Argentine fintech company

Naranja X (NX; formerly known as Tarjeta Naranja) is an Argentine fintech company with headquarters in Córdoba and Buenos Aires. Founded in 1985, Naranja X offers a wide range of financial services, including loans, credit cards, and other financial products within its ecosystem.

== History ==
Founded in 1985, Tarjeta Naranja started in Córdoba with the goal of providing in-house financing to customers of the Salto 96 sports store, created by entrepreneurs and physical education teachers David Ruda and Gerardo Asrin. Gerardo Asrin died in 2017.

In 1995, Banco Galicia became a shareholder, acquiring 49% of the shares, which drove Tarjeta Naranja's expansion across Argentina and the introduction of new financial services and plans. This support quickly accelerated the company's growth, leading the bank to increase its stake from 49% to 80% in 1998 through capital contributions and by purchasing additional shares from Ruda and Asrin.

The company then focused on providing financial services, primarily through credit cards. Over the years, Naranja X has expanded its services and established a broad network of branches and customer service points throughout the country.

Naranja X offers a variety of financial products, including credit cards, personal loans, and insurance.

In 2017, the company rebranded as Naranja, aiming to expand its product portfolio. In 2018, it merged with Tarjeta Nevada, extending its presence to Mendoza and San Juan.

With two main offices in Córdoba and Buenos Aires, Naranja X has established a presence across Argentina with a network of over 180 branches.

==Products==

The financial services offered by Naranja X to consumers vary according to regulatory and commercial availability within Argentina. These include the following categories:

=== Credit Cards ===

Issued by Tarjeta Naranja S.A.U., regulated by the Central Bank of Argentina.

- Mastercard
- Visa
- Naranja X (Proprietary card)

=== Debit Cards ===

Linked to the digital account provided by Naranja Digital Compañía Financiera S.A.U.

- Naranja X Visa Debit Card

=== Digital account ===

Managed by Naranja Digital Compañía Financiera S.A.U.

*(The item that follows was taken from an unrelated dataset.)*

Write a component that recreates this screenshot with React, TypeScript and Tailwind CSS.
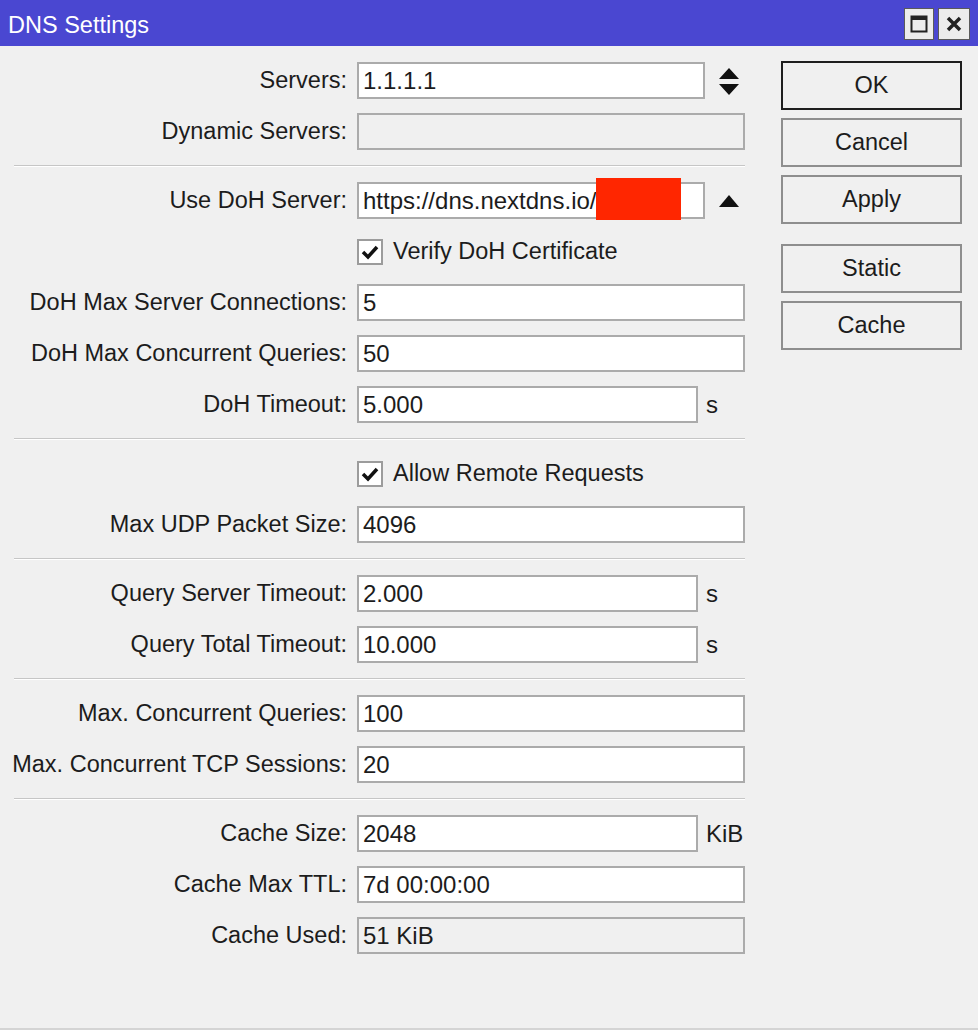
import type { ReactNode } from "react";

type FieldProps = {
  label: string;
  value?: string;
  disabled?: boolean;
  suffix?: string;
  narrow?: boolean;
  children?: ReactNode;
  after?: ReactNode;
};

function Field({ label, value, disabled, suffix, narrow, children, after }: FieldProps) {
  return (
    <div className="grid grid-cols-[333px_1fr] grid-rows-[37px] gap-x-[10px] items-center h-[37px]">
      <label className="justify-self-end whitespace-nowrap text-[23.5px]">{label}:</label>
      <div className="flex items-center h-[37px]">
        <div
          className={`h-[37px] border-2 border-[#ababab] flex items-center px-[4px] whitespace-nowrap ${
            disabled ? "bg-[#f0f0f0]" : "bg-white"
          } ${narrow ? "w-[348px]" : suffix ? "w-[341px]" : "w-[388px]"}`}
        >
          {value}
          {children}
        </div>
        {suffix && <span className="ml-[8px]">{suffix}</span>}
        {after}
      </div>
    </div>
  );
}

function Check({ label }: { label: string }) {
  return (
    <div className="grid grid-cols-[333px_1fr] gap-x-[10px] items-center h-[37px]">
      <span />
      <div className="flex items-center gap-[10px]">
        <span className="w-[26px] h-[26px] border-2 border-[#9c9c9c] bg-white flex items-center justify-center">
          <svg width="18" height="16" viewBox="0 0 18 16">
            <path d="M2 8 L7 13 L16 3" fill="none" stroke="#111" strokeWidth="3.5" />
          </svg>
        </span>
        <span className="text-[23.5px]">{label}</span>
      </div>
    </div>
  );
}

function Separator() {
  return <div className="h-[2px] my-[1px] border-t border-[#c6c6c6] border-b border-b-white" />;
}

function DialogButton({ label, primary }: { label: string; primary?: boolean }) {
  return (
    <button
      className={`h-[49px] w-full border-2 bg-[#f0f0f0] text-[#1c1c1c] text-[23.5px] ${
        primary ? "border-[#1e1e1e]" : "border-[#8e8e8e]"
      }`}
    >
      {label}
    </button>
  );
}

export default function App() {
  return (
    <div className="w-[978px] h-[1030px] bg-[#f0f0f0] flex flex-col font-['Liberation_Sans',Arial,sans-serif] text-[24px] leading-none text-[#1c1c1c]">
      <header className="h-[46px] bg-[#4a47d1] flex items-center justify-between pl-[8px] pr-[8px]">
        <h1 className="text-white text-[23.5px] pt-[5px]">DNS Settings</h1>
        <div className="flex gap-[4px] pt-[2px]">
          <span className="w-[30px] h-[32px] bg-[#ececec] border border-[#5a5a5a] flex items-center justify-center">
            <svg width="18" height="18" viewBox="0 0 18 18">
              <rect x="1.5" y="1.5" width="15" height="15" fill="none" stroke="#222" strokeWidth="2" />
              <rect x="1" y="1" width="16" height="4" fill="#222" />
            </svg>
          </span>
          <span className="w-[32px] h-[32px] bg-[#ececec] border border-[#5a5a5a] flex items-center justify-center">
            <svg width="16" height="16" viewBox="0 0 16 16">
              <path d="M2 2 L14 14 M14 2 L2 14" stroke="#222" strokeWidth="3.5" />
            </svg>
          </span>
        </div>
      </header>

      <main className="flex-1 flex pt-[16px] pl-[14px] border-b-2 border-[#d4d4d4]">
        <div className="w-[731px] flex flex-col gap-[14px]">
          <Field
            label="Servers"
            value="1.1.1.1"
            narrow
            after={
              <svg className="ml-[13px]" width="22" height="30" viewBox="0 0 22 30">
                <path d="M11 2 L21 13 L1 13 Z M1 18 L21 18 L11 29 Z" fill="#111" />
              </svg>
            }
          />
          <Field label="Dynamic Servers" disabled />
          <Separator />
          <Field
            label="Use DoH Server"
            value="https://dns.nextdns.io/"
            narrow
            after={
              <svg className="ml-[13px]" width="22" height="14" viewBox="0 0 22 14">
                <path d="M11 1 L21 13 L1 13 Z" fill="#111" />
              </svg>
            }
          >
            <span className="inline-block shrink-0 w-[85px] h-[42px] -mt-[7px] -mb-[3px] bg-[#ff2600]" />
          </Field>
          <Check label="Verify DoH Certificate" />
          <Field label="DoH Max Server Connections" value="5" />
          <Field label="DoH Max Concurrent Queries" value="50" />
          <Field label="DoH Timeout" value="5.000" suffix="s" />
          <Separator />
          <Check label="Allow Remote Requests" />
          <Field label="Max UDP Packet Size" value="4096" />
          <Separator />
          <Field label="Query Server Timeout" value="2.000" suffix="s" />
          <Field label="Query Total Timeout" value="10.000" suffix="s" />
          <Separator />
          <Field label="Max. Concurrent Queries" value="100" />
          <Field label="Max. Concurrent TCP Sessions" value="20" />
          <Separator />
          <Field label="Cache Size" value="2048" suffix="KiB" />
          <Field label="Cache Max TTL" value="7d 00:00:00" />
          <Field label="Cache Used" value="51 KiB" disabled />
        </div>

        <div className="ml-[36px] w-[181px] flex flex-col gap-[8px] -mt-[1px]">
          <DialogButton label="OK" primary />
          <DialogButton label="Cancel" />
          <DialogButton label="Apply" />
          <div className="h-[4px]" />
          <DialogButton label="Static" />
          <DialogButton label="Cache" />
        </div>
      </main>
    </div>
  );
}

- Argentine peso (ARS) account
- U.S. dollar (USD) account
- Interest-bearing account

=== Loans and financing ===

Granted under the regulations of the Central Bank of Argentina.

- Personal loans
- Point-of-sale financing
- Installment financing with credit cards

=== Insurance ===

Distributed through agreements with insurance companies registered with the National Superintendency of Insurance (SSN).

- Life, auto, and home insurance
- Assistance services and complementary coverage

=== Transactional services ===

Operations available through the mobile application, subject to local financial and foreign exchange regulations.

- Bill payments and mobile top-ups
- Purchase and sale of MEP dollars (Dólar MEP)
- Domestic transfers
- Personal finance management (spending, limits, and account movements)

=== Mobile payments ===

Users may link their financial instruments to compatible mobile payment systems, in accordance with issuer policies and device availability.